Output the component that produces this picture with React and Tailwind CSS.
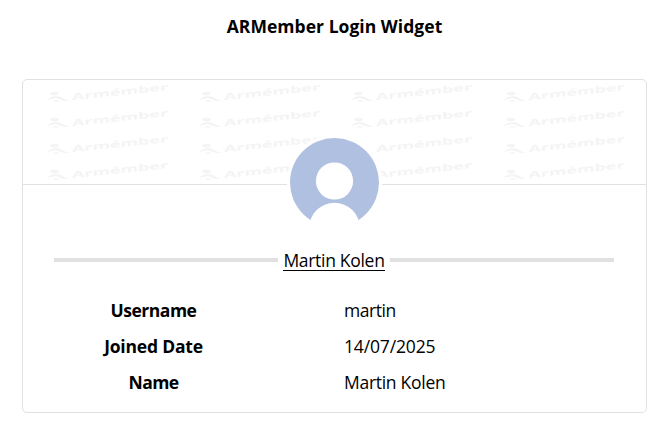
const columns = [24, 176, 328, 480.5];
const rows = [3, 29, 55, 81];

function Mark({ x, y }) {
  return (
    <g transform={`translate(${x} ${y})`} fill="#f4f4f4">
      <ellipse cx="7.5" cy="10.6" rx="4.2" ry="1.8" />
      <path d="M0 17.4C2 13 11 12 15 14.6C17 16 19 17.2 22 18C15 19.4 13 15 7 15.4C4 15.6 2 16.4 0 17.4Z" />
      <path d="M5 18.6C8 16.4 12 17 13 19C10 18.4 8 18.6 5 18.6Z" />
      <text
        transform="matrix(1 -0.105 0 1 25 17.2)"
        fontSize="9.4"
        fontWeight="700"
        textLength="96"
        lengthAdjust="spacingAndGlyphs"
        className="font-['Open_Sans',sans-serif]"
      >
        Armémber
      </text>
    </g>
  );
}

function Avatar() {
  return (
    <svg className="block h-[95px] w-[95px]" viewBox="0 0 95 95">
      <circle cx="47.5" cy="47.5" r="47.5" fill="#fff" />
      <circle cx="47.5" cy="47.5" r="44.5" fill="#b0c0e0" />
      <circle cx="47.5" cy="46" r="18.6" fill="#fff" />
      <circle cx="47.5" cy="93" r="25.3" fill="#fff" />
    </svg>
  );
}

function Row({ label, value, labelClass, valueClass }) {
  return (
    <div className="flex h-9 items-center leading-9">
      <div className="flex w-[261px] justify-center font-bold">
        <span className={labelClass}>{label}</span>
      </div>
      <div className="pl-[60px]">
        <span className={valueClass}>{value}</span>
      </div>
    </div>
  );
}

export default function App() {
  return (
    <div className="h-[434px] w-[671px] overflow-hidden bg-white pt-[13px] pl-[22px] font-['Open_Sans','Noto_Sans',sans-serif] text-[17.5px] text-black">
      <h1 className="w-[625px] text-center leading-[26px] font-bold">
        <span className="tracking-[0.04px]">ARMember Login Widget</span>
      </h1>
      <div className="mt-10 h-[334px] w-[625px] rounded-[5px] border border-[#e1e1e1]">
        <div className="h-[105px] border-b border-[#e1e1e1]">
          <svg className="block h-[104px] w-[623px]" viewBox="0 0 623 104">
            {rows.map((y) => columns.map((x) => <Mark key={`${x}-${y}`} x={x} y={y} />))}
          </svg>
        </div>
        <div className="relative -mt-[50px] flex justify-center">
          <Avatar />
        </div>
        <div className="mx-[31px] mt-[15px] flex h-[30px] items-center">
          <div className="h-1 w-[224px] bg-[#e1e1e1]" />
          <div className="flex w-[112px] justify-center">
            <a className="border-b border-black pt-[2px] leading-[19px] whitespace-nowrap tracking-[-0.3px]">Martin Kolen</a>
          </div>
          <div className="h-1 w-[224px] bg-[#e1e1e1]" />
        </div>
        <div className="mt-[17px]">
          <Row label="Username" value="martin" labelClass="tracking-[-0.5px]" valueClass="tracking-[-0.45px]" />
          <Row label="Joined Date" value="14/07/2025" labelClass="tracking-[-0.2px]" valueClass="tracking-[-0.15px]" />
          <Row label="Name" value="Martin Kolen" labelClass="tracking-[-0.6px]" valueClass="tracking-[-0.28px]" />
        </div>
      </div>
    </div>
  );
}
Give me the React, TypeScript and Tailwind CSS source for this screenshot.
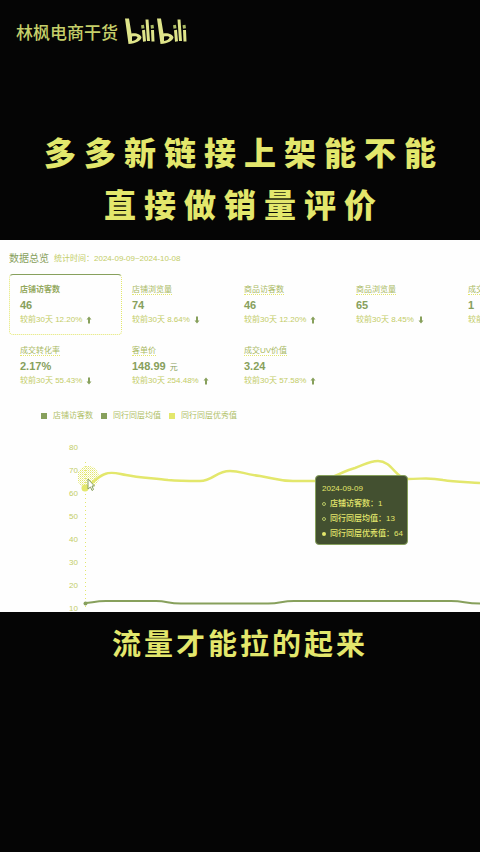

- - -

Repeat the listing in full and exactly. Do not include any images.

Output the component that produces this picture with React and Tailwind CSS.
const columns = [24, 176, 328, 480.5];
const rows = [3, 29, 55, 81];

function Mark({ x, y }) {
  return (
    <g transform={`translate(${x} ${y})`} fill="#f4f4f4">
      <ellipse cx="7.5" cy="10.6" rx="4.2" ry="1.8" />
      <path d="M0 17.4C2 13 11 12 15 14.6C17 16 19 17.2 22 18C15 19.4 13 15 7 15.4C4 15.6 2 16.4 0 17.4Z" />
      <path d="M5 18.6C8 16.4 12 17 13 19C10 18.4 8 18.6 5 18.6Z" />
      <text
        transform="matrix(1 -0.105 0 1 25 17.2)"
        fontSize="9.4"
        fontWeight="700"
        textLength="96"
        lengthAdjust="spacingAndGlyphs"
        className="font-['Open_Sans',sans-serif]"
      >
        Armémber
      </text>
    </g>
  );
}

function Avatar() {
  return (
    <svg className="block h-[95px] w-[95px]" viewBox="0 0 95 95">
      <circle cx="47.5" cy="47.5" r="47.5" fill="#fff" />
      <circle cx="47.5" cy="47.5" r="44.5" fill="#b0c0e0" />
      <circle cx="47.5" cy="46" r="18.6" fill="#fff" />
      <circle cx="47.5" cy="93" r="25.3" fill="#fff" />
    </svg>
  );
}

function Row({ label, value, labelClass, valueClass }) {
  return (
    <div className="flex h-9 items-center leading-9">
      <div className="flex w-[261px] justify-center font-bold">
        <span className={labelClass}>{label}</span>
      </div>
      <div className="pl-[60px]">
        <span className={valueClass}>{value}</span>
      </div>
    </div>
  );
}

export default function App() {
  return (
    <div className="h-[434px] w-[671px] overflow-hidden bg-white pt-[13px] pl-[22px] font-['Open_Sans','Noto_Sans',sans-serif] text-[17.5px] text-black">
      <h1 className="w-[625px] text-center leading-[26px] font-bold">
        <span className="tracking-[0.04px]">ARMember Login Widget</span>
      </h1>
      <div className="mt-10 h-[334px] w-[625px] rounded-[5px] border border-[#e1e1e1]">
        <div className="h-[105px] border-b border-[#e1e1e1]">
          <svg className="block h-[104px] w-[623px]" viewBox="0 0 623 104">
            {rows.map((y) => columns.map((x) => <Mark key={`${x}-${y}`} x={x} y={y} />))}
          </svg>
        </div>
        <div className="relative -mt-[50px] flex justify-center">
          <Avatar />
        </div>
        <div className="mx-[31px] mt-[15px] flex h-[30px] items-center">
          <div className="h-1 w-[224px] bg-[#e1e1e1]" />
          <div className="flex w-[112px] justify-center">
            <a className="border-b border-black pt-[2px] leading-[19px] whitespace-nowrap tracking-[-0.3px]">Martin Kolen</a>
          </div>
          <div className="h-1 w-[224px] bg-[#e1e1e1]" />
        </div>
        <div className="mt-[17px]">
          <Row label="Username" value="martin" labelClass="tracking-[-0.5px]" valueClass="tracking-[-0.45px]" />
          <Row label="Joined Date" value="14/07/2025" labelClass="tracking-[-0.2px]" valueClass="tracking-[-0.15px]" />
          <Row label="Name" value="Martin Kolen" labelClass="tracking-[-0.6px]" valueClass="tracking-[-0.28px]" />
        </div>
      </div>
    </div>
  );
}
Give me the React, TypeScript and Tailwind CSS source for this screenshot.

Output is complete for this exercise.